Of course it would have been premature in 1750 to not teach your child blacksmithing or shoemaking, because the factory and the steam engine took a while to replace older forms of work. And history is full of millenialist groups who wrongly believed the world was about to end or radically change.
I don't want to be a crackpot who fails to prepare my children for the fairly normal future ahead of them because I wrongly believe something weird is about to happen. I may be entirely wrong, or I may be wrong about the timing.
Is it even ok to have kids?
Is it fair to the kids?
This question has been asked many times by people contemplating awful things in the world. My friend's parents asked their priest if it was ok to have a child in the 1980s given the risk of nuclear war. Fortunately for my friend, the priest said yes.
I find this very unintuitive, but I think the logic goes: it wouldn't be fair to create lives that will be cut short and never reach their potential. To me it feels pretty clear that if someone will have a reasonably happy life, it's better for them to live and have their life cut short than to never be born.
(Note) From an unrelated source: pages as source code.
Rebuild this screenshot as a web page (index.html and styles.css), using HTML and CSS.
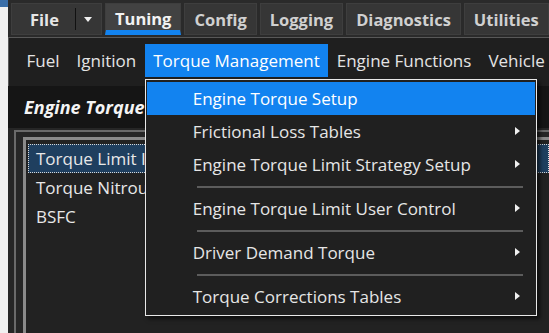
FILE: index.html
```html
<!DOCTYPE html>
<html lang="en">
<head>
  <meta charset="UTF-8" />
  <meta name="viewport" content="width=device-width, initial-scale=1.0">
  <title>Tuning - Torque Management</title>
  <link rel="stylesheet" href="styles.css">
</head>
<body>

  <div class="app">
    <div class="menubar">
      <div class="tab file-tab">
        <span>File</span>
        <span class="split"></span>
        <span class="caret"></span>
      </div>
      <div class="tab active">Tuning</div>
      <div class="tab">Config</div>
      <div class="tab">Logging</div>
      <div class="tab">Diagnostics</div>
      <div class="tab">Utilities</div>
    </div>

    <div class="subbar">
      <div class="subitem">Fuel</div>
      <div class="subitem">Ignition</div>
      <div class="subitem open">
        Torque Management
        <div class="dropdown">
          <div class="drop-item hover">Engine Torque Setup</div>
          <div class="drop-item sub">Frictional Loss Tables</div>
          <div class="drop-item sub">Engine Torque Limit Strategy Setup</div>
          <div class="sep"></div>
          <div class="drop-item sub">Engine Torque Limit User Control</div>
          <div class="sep"></div>
          <div class="drop-item sub">Driver Demand Torque</div>
          <div class="sep"></div>
          <div class="drop-item sub">Torque Corrections Tables</div>
        </div>
      </div>
      <div class="subitem">Engine Functions</div>
      <div class="subitem">Vehicle Functions</div>
    </div>

    <div class="title">Engine Torque Management</div>

    <div class="panel">
      <div class="frame">
        <div class="list">
          <div class="list-item selected">Torque Limit Inputs</div>
          <div class="list-item">Torque Nitrous Tables</div>
          <div class="list-item">BSFC</div>
        </div>
      </div>
    </div>
  </div>

</body>
</html>
```

FILE: styles.css
```css
* {
  box-sizing: border-box;
  font-family: 'Open Sans', 'Noto Sans', sans-serif;
}

body {
  margin: 0;
  height: 333px;
  overflow: hidden;
  background: linear-gradient(#3a6ea8, #3a6ea8) no-repeat 0 0 / 8px 7px, #f0f0f0;
}

.app {
  margin-left: 8px;
  height: 333px;
  overflow: hidden;
  background-color: #262626;
  display: flex;
  flex-direction: column;
}

/* top menu */
.menubar {
  height: 37px;
  flex-shrink: 0;
  padding: 3px 0 0 3px;
  display: flex;
  gap: 3px;
  background-color: #2a2a2a;
}

.tab {
  height: 32px;
  padding: 0 9px;
  display: flex;
  align-items: center;
  background-color: #363636;
  border: 1px solid #3e3e3e;
  color: #d0d0d0;
  font-weight: bold;
  font-size: 16.5px;
  white-space: nowrap;
}

.tab.active {
  background-color: #424242;
  color: #f2f2f2;
  border-bottom: 5px solid #1283f0;
  padding-top: 2px;
}

.file-tab {
  width: 91px;
  padding-left: 18px;
  color: #e6e6e6;
}

.split {
  width: 1px;
  height: 22px;
  background-color: #111;
  margin-left: 16px;
}

.caret {
  width: 0;
  height: 0;
  margin-left: 8px;
  border-left: 4px solid transparent;
  border-right: 4px solid transparent;
  border-top: 5px solid #f0f0f0;
}

/* second row */
.subbar {
  height: 49px;
  flex-shrink: 0;
  padding: 6px 0 0 9px;
  display: flex;
  background-color: #1f1f1f;
  border-top: 1px solid #585858;
  border-left: 1px solid #585858;
}

.subitem {
  height: 33px;
  padding: 0 8.5px;
  display: flex;
  align-items: center;
  color: #e4e4e4;
  font-size: 17px;
  white-space: nowrap;
}

.subitem.open {
  position: relative;
  background-color: #1283f0;
  color: #fff;
}

.dropdown {
  position: absolute;
  top: 35px;
  left: 0;
  width: 392px;
  padding: 2px 1px;
  background-color: #202020;
  border: 1px solid #e8e8e8;
  box-shadow: 3px 3px 4px rgba(0, 0, 0, 0.6);
  z-index: 5;
}

.drop-item {
  height: 33px;
  padding-left: 46px;
  display: flex;
  align-items: center;
  position: relative;
  color: #e6e6e6;
  font-size: 17px;
}

.drop-item.hover {
  background-color: #1283f0;
  color: #fff;
}

.drop-item.sub::after {
  content: "";
  position: absolute;
  right: 15px;
  top: 12px;
  border-top: 4px solid transparent;
  border-bottom: 4px solid transparent;
  border-left: 5px solid #f0f0f0;
}

.sep {
  height: 11px;
  margin: 0 12px 0 50px;
  display: flex;
  align-items: center;
}

.sep::before {
  content: "";
  flex: 1;
  height: 2px;
  background-color: #5c5c5c;
}

/* title band */
.title {
  height: 42px;
  flex-shrink: 0;
  padding-left: 16px;
  display: flex;
  align-items: center;
  background-color: #151515;
  color: #f4f4f4;
  font-size: 18px;
  font-weight: bold;
  font-style: italic;
}

/* content */
.panel {
  flex: 1;
  padding: 2px 0 0 6px;
  background-color: #262626;
}

.frame {
  height: 100%;
  padding: 5px 0 0 7px;
  border-top: 2px solid #6a6a6a;
  border-left: 2px solid #6a6a6a;
}

.list {
  height: 100%;
  padding: 4px 0 0 2px;
  background-color: #222;
  border-top: 3px solid #8a8a8a;
  border-left: 3px solid #8a8a8a;
}

.list-item {
  height: 29px;
  padding-left: 8px;
  display: flex;
  align-items: center;
  color: #e8e8e8;
  font-size: 17px;
  white-space: nowrap;
}

.list-item.selected {
  background-color: #1f3f5f;
  outline: 1px dotted #d8d8d8;
  outline-offset: -1px;
}
```
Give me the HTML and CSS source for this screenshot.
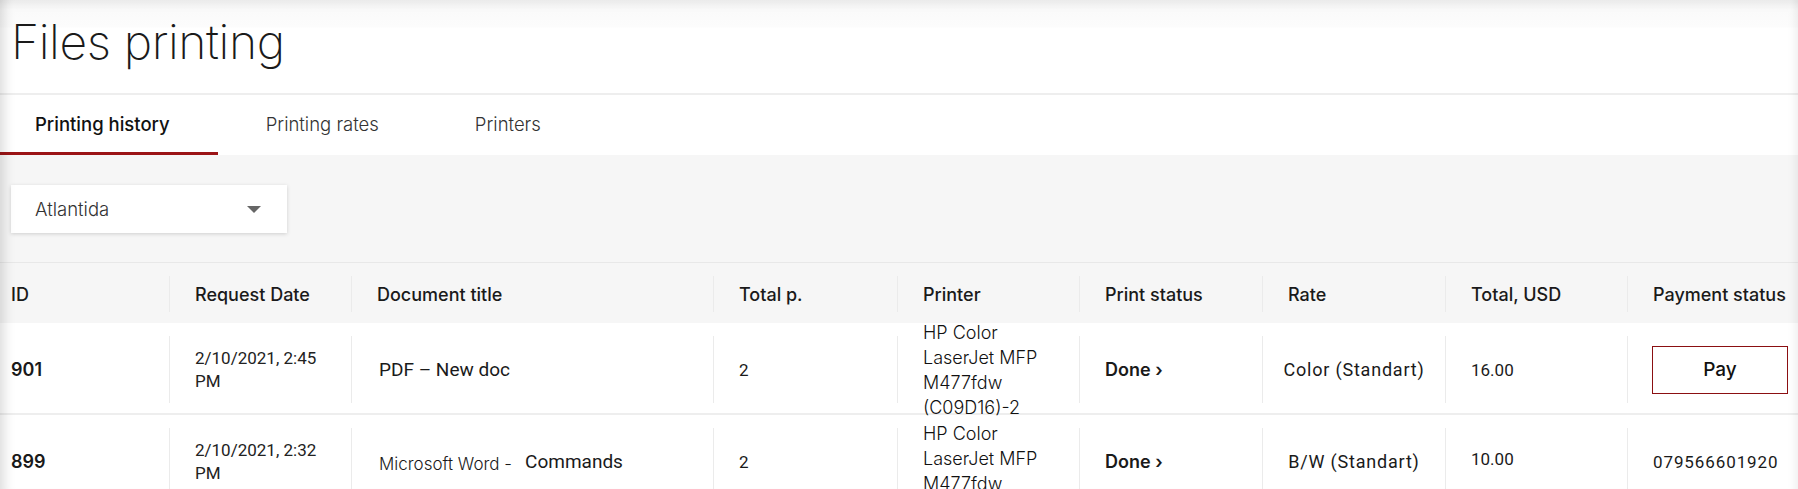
FILE: index.html
```html
<!DOCTYPE html>
<html lang="en">
<head>
    <meta charset="UTF-8">
    <meta name="viewport" content="width=device-width, initial-scale=1.0">
    <title>Files printing</title>
    <link rel="stylesheet" href="styles.css">
</head>
<body>
    <div class="page">
        <header class="page-head">
            <h1>Files printing</h1>
        </header>

        <nav class="tabs">
            <a class="tab active">Printing history</a>
            <a class="tab">Printing rates</a>
            <a class="tab">Printers</a>
        </nav>

        <section class="content">
            <div class="filter">
                <div class="select">
                    <span>Atlantida</span>
                    <span class="caret"></span>
                </div>
            </div>

            <div class="table">
                <div class="row head">
                    <div class="cell">ID</div>
                    <div class="cell">Request Date</div>
                    <div class="cell">Document title</div>
                    <div class="cell">Total p.</div>
                    <div class="cell">Printer</div>
                    <div class="cell">Print status</div>
                    <div class="cell">Rate</div>
                    <div class="cell">Total, USD</div>
                    <div class="cell">Payment status</div>
                </div>

                <div class="row">
                    <div class="cell id">901</div>
                    <div class="cell date">2/10/2021, 2:45 PM</div>
                    <div class="cell doc">PDF – New doc</div>
                    <div class="cell num">2</div>
                    <div class="cell printer">HP Color LaserJet MFP M477fdw (C09D16)-2</div>
                    <div class="cell status">Done ›</div>
                    <div class="cell rate">Color (Standart)</div>
                    <div class="cell num">16.00</div>
                    <div class="cell pay"><button type="button" class="btn-pay">Pay</button></div>
                </div>

                <div class="row">
                    <div class="cell id">899</div>
                    <div class="cell date">2/10/2021, 2:32 PM</div>
                    <div class="cell doc"><span class="doc-type">Microsoft Word -</span><span class="doc-name">Commands</span></div>
                    <div class="cell num">2</div>
                    <div class="cell printer lower">HP Color LaserJet MFP M477fdw (C09D16)-2</div>
                    <div class="cell status">Done ›</div>
                    <div class="cell rate">B/W (Standart)</div>
                    <div class="cell num up">10.00</div>
                    <div class="cell phone">079566601920</div>
                </div>
            </div>
        </section>
    </div>
</body>
</html>
```

FILE: styles.css
```css
body {
    margin: 0;
    font-family: Inter, "Noto Sans", sans-serif;
    color: #1a1a1a;
    background-color: #f6f6f6;
}

.page {
    min-height: 100vh;
    overflow: hidden;
}

/* soft shadow round the page edges */
.page::after {
    content: "";
    position: fixed;
    top: 0;
    left: 0;
    right: 0;
    bottom: 0;
    pointer-events: none;
    box-shadow: inset 14px 0 12px -10px rgba(0, 0, 0, 0.14),
                inset -12px 0 10px -10px rgba(0, 0, 0, 0.08),
                inset 0 14px 14px -12px rgba(0, 0, 0, 0.06);
}

.page-head {
    background: linear-gradient(#f3f3f3, #fafafa 10px, #fcfcfc 27px, #fff 28px);
    border-bottom: 2px solid #eeeeee;
    height: 93px;
    padding-left: 11px;
}

.page-head h1 {
    margin: 0;
    padding-top: 14px;
    font-size: 48px;
    line-height: 56px;
    font-weight: 200;
    letter-spacing: -0.4px;
}

.tabs {
    display: flex;
    height: 60px;
    background-color: #fff;
}

.tab {
    display: flex;
    align-items: center;
    padding: 0 48px;
    font-size: 18.5px;
    font-weight: 300;
    color: #333;
    border-bottom: 3px solid transparent;
    cursor: pointer;
}

.tab:first-child {
    padding-left: 35px;
}

.tab.active {
    font-weight: 500;
    color: #111;
    border-bottom-color: #9b1416;
}

.content {
    padding-top: 30px;
}

.filter {
    padding-left: 11px;
    margin-bottom: 29px;
}

.select {
    display: flex;
    align-items: center;
    justify-content: space-between;
    width: 276px;
    height: 48px;
    box-sizing: border-box;
    padding: 0 26px 0 24px;
    background-color: #fff;
    box-shadow: 0 1px 4px rgba(0, 0, 0, 0.16);
    font-size: 18.5px;
    font-weight: 300;
    color: #333;
}

.caret {
    width: 0;
    height: 0;
    border-left: 7px solid transparent;
    border-right: 7px solid transparent;
    border-top: 7px solid #666;
}

.table {
    border-top: 1px solid #e8e8e8;
}

.row {
    display: grid;
    grid-template-columns: 169px 182px 362px 184px 182px 183px 183px 182px 1fr;
    grid-template-rows: minmax(0, 1fr);
    height: 90px;
    background-color: #fff;
    border-bottom: 2px solid #eeeeee;
}

.row.head {
    height: 60px;
    background-color: #f6f6f6;
    border-bottom: none;
    font-size: 18px;
    font-weight: 500;
    white-space: nowrap;
}

.cell {
    display: flex;
    align-items: center;
    margin: 13px 0 10px;
    padding: 0 24px 0 25px;
    border-left: 1px solid #ebebeb;
    min-width: 0;
    min-height: 0;
}

.head .cell {
    margin: 13px 0 11px;
}

.cell:first-child {
    border-left: none;
    padding-left: 11px;
}

.id {
    font-weight: 600;
    font-size: 18px;
}

.date {
    font-family: Roboto, sans-serif;
    font-size: 17px;
    line-height: 23px;
    color: #222;
}

.doc {
    font-family: Roboto, sans-serif;
    font-size: 19px;
    padding-left: 27px;
}

.doc-type {
    font-family: Inter, sans-serif;
    font-size: 17px;
    font-weight: 300;
    margin-right: 13px;
    margin-top: 4px;
    white-space: nowrap;
}

.doc-name {
    white-space: nowrap;
}

.num {
    font-family: Roboto, sans-serif;
    font-size: 17px;
}

.num.up {
    padding-bottom: 6px;
}

.printer {
    font-size: 18px;
    font-weight: 300;
    line-height: 25px;
    color: #111;
}

.printer.lower {
    padding-top: 18px;
}

.status {
    font-weight: 600;
    font-size: 18px;
}

.rate {
    justify-content: center;
    padding: 0 6px;
    font-family: Roboto, sans-serif;
    font-size: 18px;
    letter-spacing: 0.8px;
}

.phone {
    font-family: Roboto, sans-serif;
    font-size: 17px;
    letter-spacing: 0.9px;
}

.pay {
    padding-left: 24px;
    padding-right: 10px;
}

.btn-pay {
    width: 136px;
    height: 48px;
    background-color: #fff;
    border: 1px solid #8b0f12;
    border-radius: 0;
    font-family: Inter, sans-serif;
    font-size: 19px;
    font-weight: 500;
    color: #111;
    cursor: pointer;
}
```
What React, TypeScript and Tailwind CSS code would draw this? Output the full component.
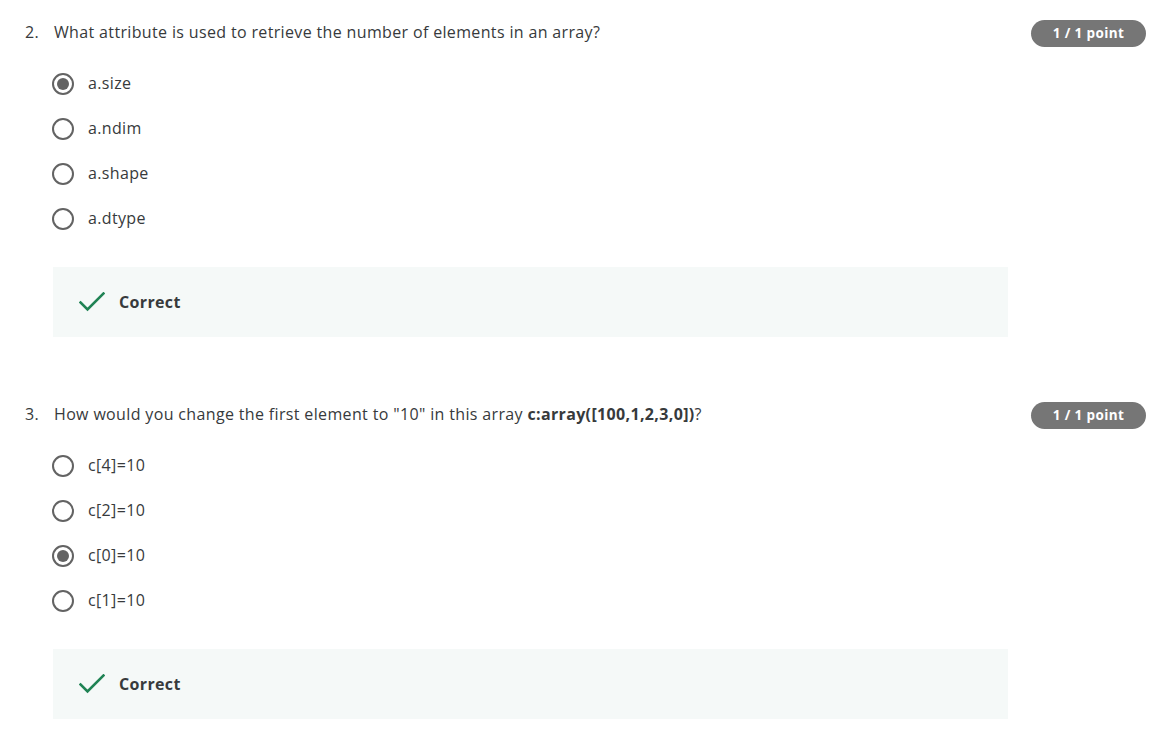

When we asked them about this, our older kids said they're glad to be alive even if humans don't last much longer.
I'm not sure about babies, but to me it seems that by age 1 or so, most kids are having a pretty good time overall. There's not good data on children's happiness, maybe because it's hard to know how meaningful their answers are. But there sure seems to be a U-shaped curve that children are on one end of. This indicates to me that even if my children only get another 5 or 10 or 20 years, that's still very worthwhile for them.
This is all assuming that the worst case is death rather than some kind of dystopia or torture scenario. Maybe unsurprisingly, I haven't properly thought through the population ethics there. I find that very difficult to think about, and if you're on the fence you should think more about it.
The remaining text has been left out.